First, George Perec's novel "A Void," written in French (later translated into English) entirely without use of the letter "e."

Quinn makes typographic compositions, many of which resemble concrete poems, using strings of printed or drawn characters. He restricts himself exclusively to "e," lower and upper case.

Second, I recalled the chance-dictated 1960 poem from "Stanzas for Iris Lezak" in which Jackson Mac Low (1922-2004) culled from the opening pages of "Moby-Dick" sequences of words whose first letters spell out "Call me Ishmael."

Quinn also uses "Moby-Dick" as a source of inspiration and structure for the drawings, collages and prints that make up his show.
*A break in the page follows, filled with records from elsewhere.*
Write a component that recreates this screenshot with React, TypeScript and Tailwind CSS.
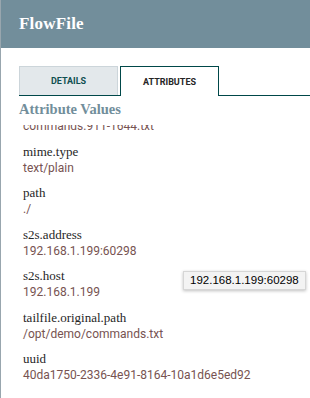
import React from 'react';

const attributes = [
  { name: 'tailfile.original.path', value: 'commands.911-1644.txt' },
  { name: 'mime.type', value: 'text/plain' },
  { name: 'path', value: './' },
  { name: 's2s.address', value: '192.168.1.199:60298' },
  { name: 's2s.host', value: '192.168.1.199' },
  { name: 'tailfile.original.path', value: '/opt/demo/commands.txt' },
  { name: 'uuid', value: '40da1750-2336-4e91-8164-10a1d6e5ed92' },
];

export default function App() {
  return (
    <div className="relative w-[310px] h-[398px] overflow-hidden bg-white border-l border-[#98a6ae]">
      {/* Dialog header */}
      <div className="h-[48px] bg-[#728e9b] pl-[18px] flex items-center">
        <h1 className="text-white font-bold text-[17px] font-['Liberation_Serif',serif] tracking-[0.2px]">FlowFile</h1>
      </div>

      {/* Tabs */}
      <div className="ml-[18px] mt-[19px] flex items-end gap-[2px] border-b border-[#004849] h-[29px]">
        <div className="w-[99px] h-[29px] bg-[#e3e8eb] border border-b-0 border-[#ccd5da] flex items-center justify-center pt-[2px]">
          <span className="text-[9px] font-bold text-[#0f4f50] font-['Roboto',sans-serif]">DETAILS</span>
        </div>
        <div className="w-[99px] h-[30px] -mb-px bg-white border border-b-0 border-[#004849] flex items-center justify-center pt-[2px]">
          <span className="text-[9px] font-bold text-[#262626] font-['Roboto',sans-serif]">ATTRIBUTES</span>
        </div>
      </div>

      {/* Attribute list */}
      <div className="h-[29px] pl-[18px] pt-[4px]">
        <h2 className="text-[14.5px] leading-[18px] font-bold text-[#728e9b] font-['Liberation_Serif',serif]">Attribute Values</h2>
      </div>
      <div className="h-[272px] overflow-hidden pl-[22px]">
        <div className="-mt-[23px]">
          {attributes.map((attr, i) => (
            <div key={i} className="pb-[9.5px]">
              <div className="text-[13px] leading-[16px] text-[#262626] font-['Liberation_Serif',serif]">{attr.name}</div>
              <div className="text-[12px] leading-[16px] text-[#775351] font-['Roboto',sans-serif]">{attr.value}</div>
            </div>
          ))}
        </div>
      </div>

      {/* Tooltip */}
      <div className="absolute left-[182px] top-[271px] h-[19px] px-[6px] flex items-center bg-[#f3f3f3] border border-[#d6d6d6] shadow-[0_1px_3px_rgba(0,0,0,0.25)]">
        <span className="text-[11.5px] text-black font-['Liberation_Sans',sans-serif]">192.168.1.199:60298</span>
      </div>
    </div>
  );
}
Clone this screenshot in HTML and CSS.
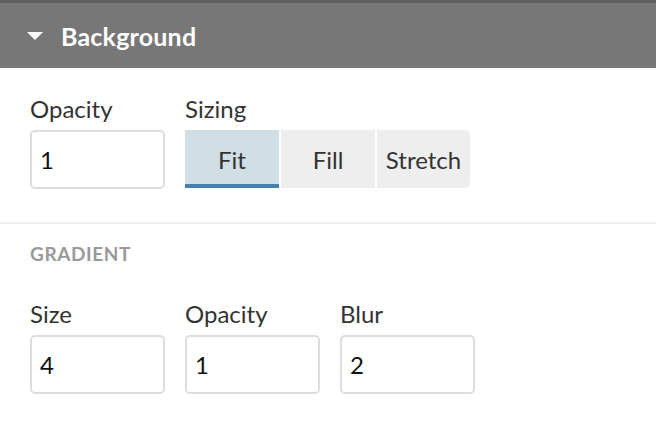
FILE: index.html
```html
<!DOCTYPE html>
<html>
<head>
<meta charset="utf-8">
<link rel="stylesheet" href="styles.css">
</head>
<body>
<div class="panel">
  <div class="header">
    <svg class="caret" width="16" height="8" viewBox="0 0 16 8"><polygon points="0,0 16,0 8,8" fill="#fff"/></svg>
    <span class="title">Background</span>
  </div>
  <div class="section first">
    <div class="row">
      <div class="field">
        <div class="label">Opacity</div>
        <div class="input">1</div>
      </div>
      <div class="field">
        <div class="label">Sizing</div>
        <div class="segments">
          <div class="seg active">Fit</div>
          <div class="seg">Fill</div>
          <div class="seg last">Stretch</div>
        </div>
      </div>
    </div>
  </div>
  <div class="section second">
    <div class="heading">GRADIENT</div>
    <div class="row">
      <div class="field">
        <div class="label">Size</div>
        <div class="input">4</div>
      </div>
      <div class="field">
        <div class="label">Opacity</div>
        <div class="input">1</div>
      </div>
      <div class="field">
        <div class="label">Blur</div>
        <div class="input">2</div>
      </div>
    </div>
  </div>
</div>
</body>
</html>
```
FILE: styles.css
```css
html, body {
  margin: 0;
  padding: 0;
  background: #fff;
}
body {
  font-family: Lato, "Liberation Sans", sans-serif;
  color: #333;
  width: 656px;
  height: 426px;
  overflow: hidden;
}
.header {
  height: 65px;
  border-top: 3px solid #606060;
  background: #777777;
  display: flex;
  align-items: center;
  padding-left: 27px;
  gap: 18px;
}
.caret {
  display: block;
  margin-top: 1px;
}
.title {
  color: #fff;
  font-weight: 700;
  font-size: 25px;
  letter-spacing: 0.2px;
}
.section {
  padding: 0 30px;
}
.section.first {
  padding-top: 26px;
  padding-bottom: 33px;
  border-bottom: 2px solid #eeeeee;
}
.section.second {
  padding-top: 18px;
}
.heading {
  font-size: 19px;
  font-weight: 700;
  color: #999;
  letter-spacing: 0.6px;
  line-height: 24px;
  margin-bottom: 33px;
}
.row {
  display: flex;
  gap: 20px;
}
.field {
  display: flex;
  flex-direction: column;
}
.label {
  font-size: 24px;
  line-height: 30px;
  margin-bottom: 6px;
  color: #333;
}
.input {
  box-sizing: border-box;
  width: 135px;
  height: 59px;
  border: 2px solid #dddddd;
  border-radius: 5px;
  font-size: 24px;
  line-height: 55px;
  padding-left: 8px;
  color: #111;
}
.segments {
  display: flex;
  gap: 2px;
  height: 58px;
}
.seg {
  box-sizing: border-box;
  width: 94px;
  background: #eeeeee;
  font-size: 24px;
  display: flex;
  align-items: center;
  justify-content: center;
  color: #333;
}
.seg.active {
  background: #d0dee6;
  border-bottom: 4px solid #4682ae;
  padding-top: 4px;
}
.seg.last {
  width: 93px;
  border-radius: 0 5px 5px 0;
}
```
His work respects the structure of the novel but only at the level of orthography.

In "Five-Word Phrases or 2,351 times E" (2006), he has scattered the page with staccato strings of E's, each replacing, character by character, a five-word phrase found in Melville's novel.

Sometimes the viewer must merely wonder whether the figures on Quinn's pages somehow mirror or translate images in the novel.
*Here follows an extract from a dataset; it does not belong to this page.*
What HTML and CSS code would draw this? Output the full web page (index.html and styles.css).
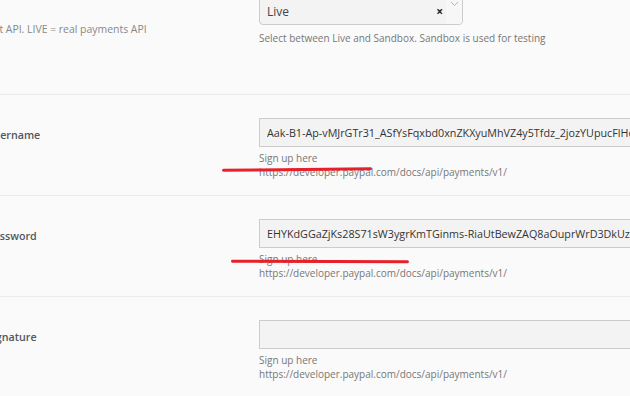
FILE: index.html
```html
<!DOCTYPE html>
<html>
<head>
    <meta charset="UTF-8">
    <title>PayPal settings</title>
    <link rel="stylesheet" href="styles.css">
</head>
<body>
    <div class="settings">
        <div class="row row-mode">
            <div class="label"><span class="hint">Sandbox = test API. LIVE = real payments API</span></div>
            <div class="field">
                <div class="select">
                    <span class="select-value">Live</span>
                    <span class="select-clear">&times;</span>
                    <span class="select-arrow">
                        <svg width="9" height="6" viewBox="0 0 9 6"><path d="M1 1l3.5 3.5L8 1" fill="none" stroke="#b5b5b5" stroke-width="1"/></svg>
                    </span>
                </div>
                <p class="desc">Select between Live and Sandbox. Sandbox is used for testing</p>
            </div>
        </div>

        <div class="row">
            <div class="label">Username</div>
            <div class="field">
                <input class="text" type="text" value="Aak-B1-Ap-vMJrGTr31_ASfYsFqxbd0xnZKXyuMhVZ4y5Tfdz_2jozYUpucFlHqW7xNc">
                <p class="help">Sign up here<br>https://developer.paypal.com/docs/api/payments/v1/</p>
            </div>
            <span class="mark mark-user"></span>
        </div>

        <div class="row">
            <div class="label">Password</div>
            <div class="field">
                <input class="text" type="text" value="EHYKdGGaZjKs28S71sW3ygrKmTGinms-RiaUtBewZAQ8aOuprWrD3DkUzKpLw">
                <p class="help">Sign up here<br>https://developer.paypal.com/docs/api/payments/v1/</p>
            </div>
            <span class="mark mark-pass"></span>
        </div>

        <div class="row">
            <div class="label">Signature</div>
            <div class="field">
                <input class="text" type="text" value="">
                <p class="help">Sign up here<br>https://developer.paypal.com/docs/api/payments/v1/</p>
            </div>
        </div>
    </div>
</body>
</html>
```

FILE: styles.css
```css
html, body {
    margin: 0;
    overflow: hidden;
}
body {
    background: #fafafa;
    font-family: "Open Sans", Arial, sans-serif;
    color: #555;
}
.settings {
    margin-left: -15px;
    width: 800px;
}
.row {
    position: relative;
    display: grid;
    grid-template-columns: 274px 1fr;
    height: 100px;
    border-bottom: 1px solid #ebebeb;
}
.row-mode {
    height: 120px;
    margin-top: -26px;
}
.label {
    padding: 32px 0 0 2px;
    font-size: 10.7px;
    line-height: 16px;
    font-weight: 600;
    color: #50575e;
}
.row-mode .label {
    padding-top: 47px;
}
.hint {
    display: block;
    margin-left: -56px;
    white-space: nowrap;
    font-weight: 400;
    color: #888;
    font-size: 10.45px;
}
.field {
    padding-top: 23px;
}
.select {
    display: flex;
    align-items: center;
    width: 202px;
    height: 26px;
    border: 1px solid #ccc;
    border-radius: 4px;
    background: #f3f3f3;
    font-size: 12px;
    color: #444;
}
.select-value {
    flex: 1;
    padding-left: 7px;
}
.select-clear {
    font-weight: 700;
    color: #222;
    font-size: 12px;
    padding-right: 3px;
}
.select-arrow {
    width: 16px;
    height: 100%;
    background: #f7f7f7;
    border-radius: 0 4px 4px 0;
    display: flex;
    justify-content: center;
    padding-top: 3px;
    box-sizing: border-box;
}
.desc {
    margin: 6px 0 0;
    font-size: 10px;
    line-height: 14px;
    color: #777;
}
.text {
    display: block;
    box-sizing: border-box;
    width: 420px;
    height: 29px;
    margin: 0;
    padding: 0 7px;
    border: 1px solid #ccc;
    border-radius: 0;
    background: #f3f3f3;
    font-family: "Open Sans", Arial, sans-serif;
    font-size: 10.75px;
    color: #333;
}
.help {
    margin: 5px 0 0;
    font-size: 10px;
    line-height: 13.5px;
    color: #777;
}
.mark {
    position: absolute;
    height: 3px;
    background: #e8202a;
    border-radius: 2px;
}
.mark-user {
    left: 237px;
    top: 73px;
    width: 150px;
    transform: rotate(-0.6deg);
}
.mark-pass {
    left: 246px;
    top: 64px;
    width: 178px;
    transform: rotate(0.2deg);
}
```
A few pieces, such as the drawing "Chapter 44 or 9,200 times E" (2004), tempt us to think we see their visual logic. The chapter opens with an account of Captain Ahab handling the coiled, creased charts on which he obsessively plots and replots his pursuit of Moby Dick. We might imagine we see an end-on view of those bundled pages in the pattern Quinn has drawn.

The eye that follows Quinn's graphic lead jumps between looking and reading involuntarily. Deliberately reading grows more difficult as the mind's ear begins to hear "EEEE EEE EEEEEE ..." and so on as a relentless keening.
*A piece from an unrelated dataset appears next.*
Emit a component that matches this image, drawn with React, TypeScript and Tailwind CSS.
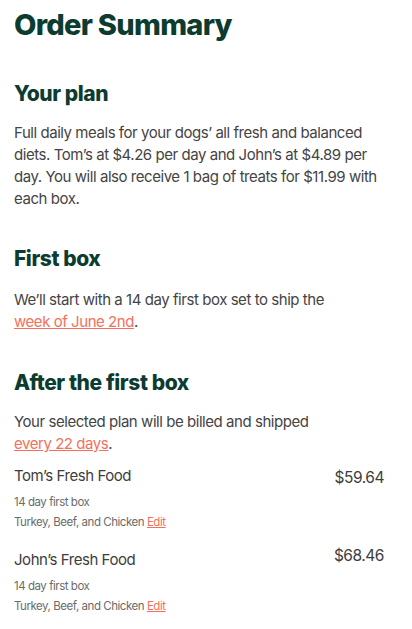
import React from "react";

const Item = ({ name, price, priceClass }: { name: string; price: string; priceClass: string }) => (
  <div className="flex justify-between">
    <div>
      <div className="text-[15px] leading-[20px] text-[#3d3d3d] tracking-[-0.03em]">{name}</div>
      <div className="mt-[8px] text-[11.5px] leading-[16px] text-[#6b6b6b] tracking-[-0.04em]">14 day first box</div>
      <div className="mt-[4px] text-[11.5px] leading-[16px] text-[#6b6b6b] tracking-[-0.04em]">
        Turkey, Beef, and Chicken <span className="text-[#f76f5b] underline">Edit</span>
      </div>
    </div>
    <div className={`text-[15.5px] leading-[20px] text-[#3d3d3d] tracking-[-0.03em] ${priceClass}`}>{price}</div>
  </div>
);

export default function App() {
  return (
    <div className="px-[14px] pt-[6px] pr-[28px] font-['Inter',sans-serif]">
      <h1 className="text-[29px] leading-[38px] font-extrabold text-[#0c3b30] tracking-[-0.025em]">Order Summary</h1>
      <h2 className="mt-[36px] text-[21px] leading-[28px] font-extrabold text-[#0c3b30] tracking-[-0.02em]">Your plan</h2>
      <p className="mt-[14px] text-[15px] leading-[22px] text-[#444] tracking-[-0.03em]">
        Full daily meals for your dogs’ all fresh and balanced diets. Tom’s at $4.26 per day and John’s at $4.89 per day. You will also receive 1 bag of treats for $11.99 with each box.
      </p>
      <h2 className="mt-[35px] text-[21px] leading-[28px] font-extrabold text-[#0c3b30] tracking-[-0.02em]">First box</h2>
      <p className="mt-[16px] text-[15px] leading-[22px] text-[#444] tracking-[-0.03em]">
        We’ll start with a 14 day first box set to ship the
        <br />
        <span className="text-[#f76f5b] underline">week of June 2nd</span>.
      </p>
      <h2 className="mt-[36px] text-[21px] leading-[28px] font-extrabold text-[#0c3b30] tracking-[-0.02em]">After the first box</h2>
      <p className="mt-[14px] text-[15px] leading-[22px] text-[#444] tracking-[-0.03em]">
        Your selected plan will be billed and shipped
        <br />
        <span className="text-[#f76f5b] underline">every 22 days</span>.
      </p>
      <div className="mt-[11px] flex flex-col gap-[20px]">
        <Item name="Tom’s Fresh Food" price="$59.64" priceClass="mt-[2px]" />
        <Item name="John’s Fresh Food" price="$68.46" priceClass="-mt-[4px]" />
      </div>
    </div>
  );
}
For all the manifest absurdity and obsessiveness of Quinn's work, it leaves you suspecting that he knows more than you do about what it means to dwell in a beloved book.

Sculptor Tara Thacker makes an obvious complement to Quinn's work at MM to the degree that some of her abstract work in porcelain involves production of many small similar units. But her hand-size unique objects -- forms that look like shells of extinct or uncataloged crustaceans -- make a more affecting impression.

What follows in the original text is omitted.